In this question, assume all dollar units are real dollars in billions, so, for example, $150 means $150 billion. It is year 0. Argentina thinks it can find $150 of domestic investment projects with an MPK of 10% (each $1 invested pays off $0.10 in every later year). Argentina invests $84 in year 0 by borrowing $84 from the rest of the world at a world real interest rate r* of 5%. There is no further borrowing or investment after this.Use the standard assumptions: Assume initial external wealth W(W in year −1) is 0. Assume G = 0 always; and assume I = 0 except in year 0. Also, assume NUT = KA = 0 and that there is no net labor income so NFIA = r*W.
The projects start to pay off in year 1 and continue to pay off all years thereafter. Interest is paid in perpetuity, in year 1 and every year thereafter. In addition, assume that if the projects are not done, then GDP = Q = C = $200 in all years, so that PV(Q) = PV(C) = 200 + 200/0.05 = 4,200.
- Should Argentina fund the $84 worth of projects? Explain your answer.

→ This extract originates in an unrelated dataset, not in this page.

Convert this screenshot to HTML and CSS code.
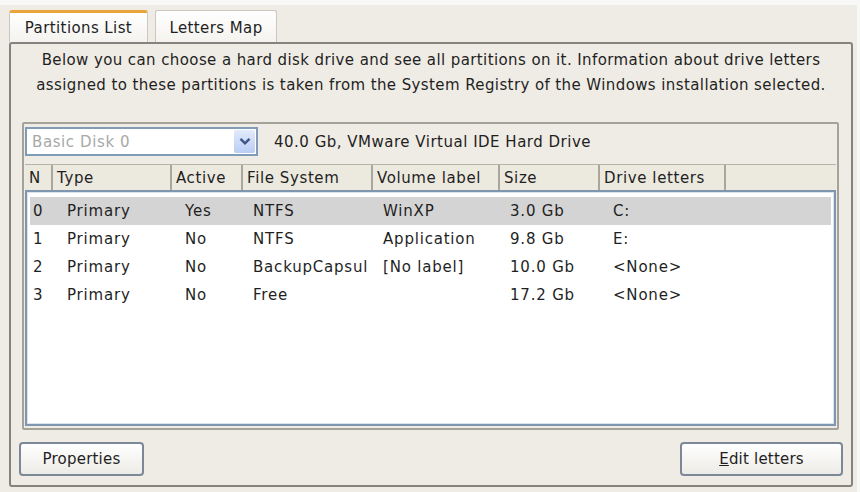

- Why might Argentina be able to borrow only $84 and not $150?
- From this point forward, assume the projects totaling $84 are funded and completed in year 0. If the MPK is 10%, what is the total payoff from the projects in future years?
- Assume this is added to the $200 of GDP in all years starting in year 1. In dollars, what is Argentina’s Q = GDP in year 0, year 1, and later years?
- At year 0, what is the new PV(Q) in dollars? Hint: To ease computation, calculate the value of the increment in PV(Q) due to the extra output in later years.
- At year 0, what is the new PV(I) in dollars? Therefore, what does the LRBC say is the new PV(C) in dollars?
- Assume that Argentina is consumption smoothing. What is the percent change in PV(C)? What is the new level of C in all years? Is Argentina better off?
- For the year the projects go ahead, year 0, explain Argentina’s balance of payments as follows: state the levels of CA, TB, NFIA, and FA.
- What happens in later years? State the levels of CA, TB, NFIA, and FA in year 1 and every later year.